Cuando uno es
niño ve las cosas con ojos de felicidad. Todo es nuevo en un mundo que está por
estrenar. La conciencia de la propia pequeñez y dependencia, se apoya con gusto
en el cariño y la dirección de los padres. Se ven las cosas, aunque con
episodios pasajeros de lloros y berrinches, con una luz blanca natural que hace
la vida grata, llena de juegos y de ilusión. Más adelante hay una búsqueda de
la propia identidad, unida a un cierto espíritu crítico de lo que nos rodea.

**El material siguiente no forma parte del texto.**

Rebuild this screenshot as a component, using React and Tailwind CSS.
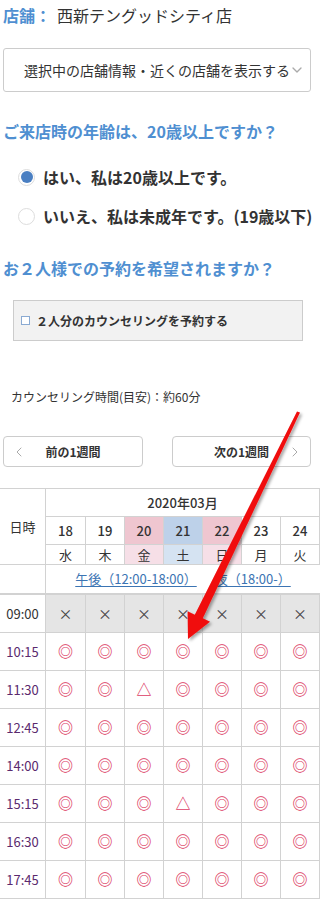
import { ChevronDown, ChevronLeft, ChevronRight } from 'lucide-react'

const days = [
  { d: '18', w: '水', top: '', bottom: '' },
  { d: '19', w: '木', top: '', bottom: '' },
  { d: '20', w: '金', top: 'bg-[#efc6d0]', bottom: 'bg-[#f6dfe7]' },
  { d: '21', w: '土', top: 'bg-[#bdd1e9]', bottom: 'bg-[#d5e3f2]' },
  { d: '22', w: '日', top: 'bg-[#efc6d0]', bottom: 'bg-[#f6dfe7]' },
  { d: '23', w: '月', top: '', bottom: '' },
  { d: '24', w: '火', top: '', bottom: '' }
]

const rows = [
  { t: '09:00', s: '×××××××' },
  { t: '10:15', s: '◎◎◎◎◎◎◎' },
  { t: '11:30', s: '◎◎△◎◎◎◎' },
  { t: '12:45', s: '◎◎◎◎◎◎◎' },
  { t: '14:00', s: '◎◎◎◎◎◎◎' },
  { t: '15:15', s: '◎◎◎△◎◎◎' },
  { t: '16:30', s: '◎◎◎◎◎◎◎' },
  { t: '17:45', s: '◎◎◎◎◎◎◎' }
]

const cell = 'border-r border-b border-[#d2d2d2] flex items-center justify-center'

export default function App() {
  return (
    <div className="relative w-[320px] min-h-[900px] overflow-hidden bg-white text-[#333] font-['Noto_Sans_CJK_JP','Noto_Sans',sans-serif]">
      <div className="px-[3px]">
        {/* Store */}
        <div className="h-[30px] flex items-center text-[16px]">
          <span className="font-bold text-[#4f8fd1]">店舗：</span>
          <span className="ml-[6px]">西新テングッドシティ店</span>
        </div>

        <div className="mt-[18px] h-[44px] w-[308px] border border-[#cccccc] rounded-[3px] flex items-center pl-[20px] text-[14px] whitespace-nowrap">
          <span>選択中の店舗情報・近くの店舗を表示する</span>
          <ChevronDown className="w-[16px] h-[16px] text-[#aaaaaa] -ml-[1px]" strokeWidth={2} />
        </div>

        {/* Age */}
        <div className="mt-[27px] h-[24px] flex items-center text-[16px] font-bold text-[#4f8fd1] whitespace-nowrap">
          ご来店時の年齢は、20歳以上ですか？
        </div>

        <div className="mt-[22px] h-[24px] flex items-center pl-[15px] whitespace-nowrap">
          <span className="w-[17px] h-[17px] rounded-full border border-[#dddddd] flex items-center justify-center">
            <span className="w-[12px] h-[12px] rounded-full bg-[#4a7fc2]" />
          </span>
          <span className="ml-[8px] text-[16px] font-bold">はい、私は20歳以上です。</span>
        </div>

        <div className="mt-[15px] h-[24px] flex items-center pl-[15px] whitespace-nowrap">
          <span className="w-[17px] h-[17px] rounded-full border border-[#dddddd] bg-white shrink-0" />
          <span className="ml-[8px] text-[16px] font-bold">いいえ、私は未成年です。(19歳以下)</span>
        </div>

        {/* Pair */}
        <div className="mt-[28px] h-[24px] flex items-center text-[16px] font-bold text-[#4f8fd1] whitespace-nowrap">
          お２人様での予約を希望されますか？
        </div>

        <div className="mt-[20px] ml-[10px] w-[290px] h-[41px] bg-[#f2f2f2] border border-[#cccccc] flex items-center pl-[7px]">
          <span className="w-[9px] h-[9px] border border-[#8aaad2] bg-white" />
          <span className="ml-[6px] text-[12px] font-bold">２人分のカウンセリングを予約する</span>
        </div>

        <div className="mt-[46px] h-[20px] flex items-center pl-[8px] text-[12px]">
          カウンセリング時間(目安)：約60分
        </div>

        {/* Week nav */}
        <div className="mt-[29px] flex gap-[29px]">
          <button className="relative w-[140px] h-[31px] border border-[#cccccc] rounded-[4px] bg-white flex items-center justify-center text-[12px] font-bold">
            <ChevronLeft className="absolute left-[7px] w-[16px] h-[16px] text-[#aaaaaa]" strokeWidth={1.5} />
            前の1週間
          </button>
          <button className="relative w-[139px] h-[31px] border border-[#cccccc] rounded-[4px] bg-white flex items-center justify-center text-[12px] font-bold">
            次の1週間
            <ChevronRight className="absolute right-[7px] w-[16px] h-[16px] text-[#aaaaaa]" strokeWidth={1.5} />
          </button>
        </div>
      </div>

      {/* Calendar */}
      <div className="mt-[21px] grid grid-cols-[46px_40px_repeat(6,39px)] border-t border-[#d2d2d2] text-[13px]">
        <div className={`${cell} row-span-3`}>日時</div>
        <div className={`${cell} col-span-7 h-[28px] font-medium`}>2020年03月</div>
        {days.map(d => (
          <div key={d.d} className={`${cell} h-[28px] font-medium ${d.top}`}>{d.d}</div>
        ))}
        {days.map(d => (
          <div key={d.w} className={`${cell} h-[20px] ${d.bottom}`}>{d.w}</div>
        ))}
        <div className="border-r border-b-2 border-[#d2d2d2] h-[30px]" />
        <div className="col-span-7 border-b-2 border-[#d2d2d2] h-[30px] flex items-center justify-center gap-[18px] text-[#3b74b3] whitespace-nowrap">
          <span className="underline underline-offset-2">午後（12:00-18:00）</span>
          <span className="underline underline-offset-2">夜（18:00-）</span>
        </div>

        {rows.map((r, i) => (
          <div key={r.t} className="contents">
            <div className={`${cell} h-[38px] ${i === 0 ? 'text-[#333]' : 'text-[#5b2a6e]'}`}>{r.t}</div>
            {r.s.split('').map((m, j) => (
              <div
                key={j}
                className={`${cell} h-[38px] ${i === 0 ? 'bg-[#e5e5e5]' : ''} ${m === '×' ? 'text-[#444] text-[14px]' : 'text-[#dc3c64] text-[15px] font-bold'}`}
              >
                {m}
              </div>
            ))}
          </div>
        ))}
      </div>

      {/* Red arrow overlay */}
      <svg className="absolute left-0 top-0 w-[320px] h-[900px] pointer-events-none" viewBox="0 0 320 900">
        <defs>
          <filter id="sh" x="-20%" y="-20%" width="140%" height="140%">
            <feDropShadow dx="2" dy="2" stdDeviation="1.5" floodColor="#000" floodOpacity="0.35" />
          </filter>
        </defs>
        <polygon
          points="300,412.6 202.8,618.2 210,621.7 188,639 187.6,611.3 194.8,614.8 297,411.4"
          fill="#f00c0c"
          filter="url(#sh)"
        />
      </svg>
    </div>
  )
}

Junto a esto, el joven siente deseos de soñar y de hacer con su vida algo
grande. La generosidad y el egoísmo, la verdad y la mentira, entran en pugna; y
cada uno va tomando sus propias decisiones.
La madurez, en
la que ya se conoce algo más de los límites propios y los de la propia vida, es
un periodo más realista, que nunca termina de concluir. Se ponderan los logros
familiares y profesionales, y no es extraño que exista una búsqueda de
experiencias nuevas ante la monotonía de la vida. Una persona que viva con
acierto sabe pensar en los demás, relativizar sus problemas, ser fiel a sus
compromisos, pedir ayuda cuando haga falta, trabajar con empeño, y disfrutar de
las ocasiones que ofrece la vida. Más adelante puede suceder algo novedoso: se llega
a descubrir que lo verdaderamente importante no es que sucedan cosas nuevas,
sino que se vivan con novedad e ilusión las cuestiones normales de cada día. Es
una especie de entrada a una segunda infancia, pero con una luz de más largo
alcance.
La doctrina
cristiana afirma que no es necesario esperar a la ancianidad, para darse cuenta
de que lo verdaderamente importante es saber querer a las personas,
especialmente a nuestros familiares y a nuestros semejantes más necesitados. La
fuerza de la gracia divina, para la persona que procura vivir en ella, da una
dimensión profunda y llena de sentido a nuestra vida cotidiana. Todos los
dolores y adversidades de la vida pueden verse desde la humildad, con el
periscopio de la fe y de la esperanza. Entonces se descubre, incluso en lo
hondo de los valles más amargos, una chispa de la luz de la gloria, para la que
este mundo es solo una precaria antesala.
Hay algo
difícil, pese a ser desarmantemente sencillo: darse cuenta del milagro de la
realidad, situándonos en la perspectiva correcta de la gratitud. Estrenar cada
día, echarle salero a la vida, ejercitar la caridad con Dios y con los demás. Y
cuando no nos salga una a derechas, podemos volvernos a levantarnos como lo
hace el niño, seguro del regazo de su madre y de los brazos de su padre.